Issues: Disallowance of interest expenses under section 36(1)(iii) of the Income Tax Act, 1961.
Analysis:
Issue: Disallowance of Interest Expenses
The appeal was filed against the order of the Commissioner of Income Tax (Appeals) confirming the disallowance of interest expenses under section 36(1)(iii) of the Income Tax Act, 1961. The Assessing Officer disallowed an amount of Rs. 11,10,427 out of total interest expenses of Rs. 14,57,943, attributing it to interest-free advances made by the assessee. The Commissioner found that the investment made by acquiring shares of different companies was capable of generating tax-free dividend income and hence disallowed the interest under section 14A of the Act, dismissing the appeal.

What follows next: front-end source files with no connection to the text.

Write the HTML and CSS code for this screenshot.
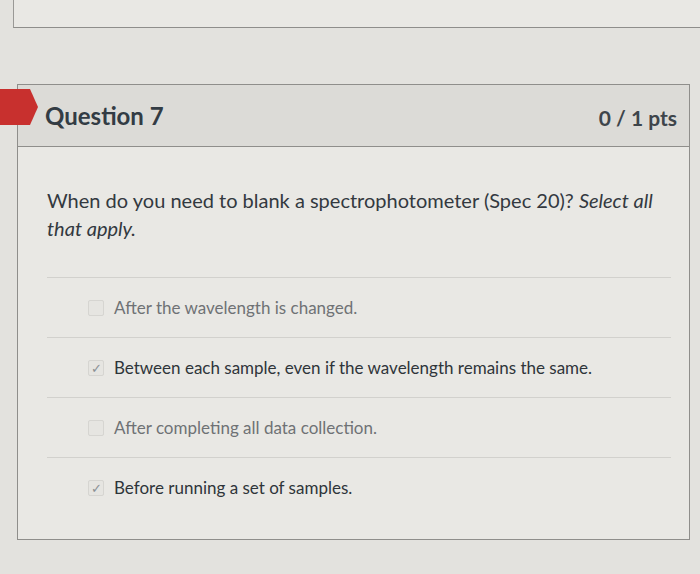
FILE: index.html
```html
<!DOCTYPE html>
<html lang="en">
<head>
    <meta charset="UTF-8">
    <meta name="viewport" content="width=device-width, initial-scale=1.0">
    <title>Question 7</title>
    <link rel="stylesheet" href="styles.css">
</head>
<body>

    <!-- Previous question (cut off) -->
    <div class="prev-question"></div>

    <div class="question">
        <div class="flag"></div>

        <div class="question-header">
            <span class="question-name">Question 7</span>
            <span class="question-points">0 / 1 pts</span>
        </div>

        <div class="question-body">
            <p class="question-text">When do you need to blank a spectrophotometer (Spec 20)? <em>Select all</em> <em>that apply.</em></p>

            <div class="answers">
                <div class="answer">
                    <span class="checkbox"></span>
                    <span class="answer-text">After the wavelength is changed.</span>
                </div>
                <div class="answer selected">
                    <span class="checkbox">&#10003;</span>
                    <span class="answer-text">Between each sample, even if the wavelength remains the same.</span>
                </div>
                <div class="answer">
                    <span class="checkbox"></span>
                    <span class="answer-text">After completing all data collection.</span>
                </div>
                <div class="answer selected">
                    <span class="checkbox">&#10003;</span>
                    <span class="answer-text">Before running a set of samples.</span>
                </div>
            </div>
        </div>
    </div>

</body>
</html>
```

FILE: styles.css
```css
/* Global Styles */
body {
    margin: 0;
    padding: 0;
    background: #e3e2de;
    font-family: Lato, 'Liberation Sans', sans-serif;
    color: #2d3b45;
    overflow: hidden;
}

.prev-question {
    height: 27px;
    margin-left: 13px;
    border-left: 1px solid #9a9996;
    border-bottom: 1px solid #8f8e8b;
    background: #e9e8e4;
}

/* Question Box */
.question {
    position: relative;
    margin: 56px 0 0 17px;
    width: 671px;
    border: 1px solid #8f8e8b;
    background: #e9e8e4;
}

.flag {
    position: absolute;
    left: -18px;
    top: 4px;
    width: 30px;
    height: 36px;
    background: #c8302e;
}

.flag::after {
    content: "";
    position: absolute;
    right: -8px;
    top: 0;
    border-top: 18px solid transparent;
    border-bottom: 18px solid transparent;
    border-left: 8px solid #c8302e;
}

.question-header {
    display: flex;
    justify-content: space-between;
    align-items: center;
    height: 61px;
    padding: 0 12px 0 27px;
    background: #dcdbd7;
    border-bottom: 1px solid #8f8e8b;
}

.question-name {
    font-size: 24px;
    font-weight: bold;
    color: #333c44;
}

.question-points {
    font-size: 21px;
    font-weight: bold;
    color: #3e454b;
    padding-top: 4px;
}

.question-body {
    padding: 39px 18px 22px 29px;
}

.question-text {
    margin: 0 0 35px;
    font-size: 20px;
    line-height: 28px;
    color: #33393f;
}

/* Answers */
.answer {
    display: flex;
    align-items: center;
    height: 59px;
    border-top: 1px solid #d2d1cd;
    padding-left: 41px;
}

.checkbox {
    display: flex;
    align-items: center;
    justify-content: center;
    width: 14px;
    height: 14px;
    margin-right: 10px;
    border: 1px solid #d6d5d1;
    border-radius: 2px;
    background: #e6e5e1;
    font-size: 13px;
    color: #8a8f94;
}

.answer-text {
    font-size: 17px;
    color: #6f7275;
}

.answer.selected .answer-text {
    color: #2f353a;
}
```
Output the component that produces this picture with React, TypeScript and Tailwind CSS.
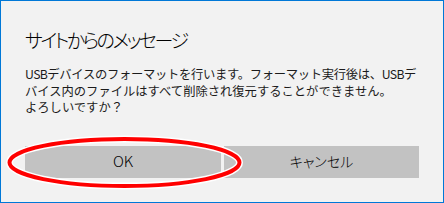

During the assessment proceedings, the assessee contended that the investment in shares was for strategic purposes to have controlling stake in the companies. The companies in which the investment was made were later amalgamated with the assessee as per the order of the Gujarat High Court. The Tribunal analyzed previous judgments and held that the investment was made for a business purpose, and there was a nexus between the expenditure and the business interest. The Tribunal referred to the decision in PCIT v/s E-City Investment and Holdings Company, where it was held that the Revenue cannot decide the reasonableness of expenditure when there is a commercial expediency. The Tribunal also cited the judgment in CIT vs. Phil Corpn. Ltd., supporting the deduction under section 36(1)(iii) for interest paid on overdraft used for investments to have control over companies.
Consequently, the Tribunal set aside the findings of the Commissioner and directed the Assessing Officer to delete the disallowed amount of interest expenses. The appeal of the assessee was allowed, and the order was pronounced in the Court on 01/02/2022 at Ahmedabad.
This detailed analysis provides a comprehensive understanding of the judgment, focusing on the disallowance of interest expenses under section 36(1)(iii) of the Income Tax Act, 1961.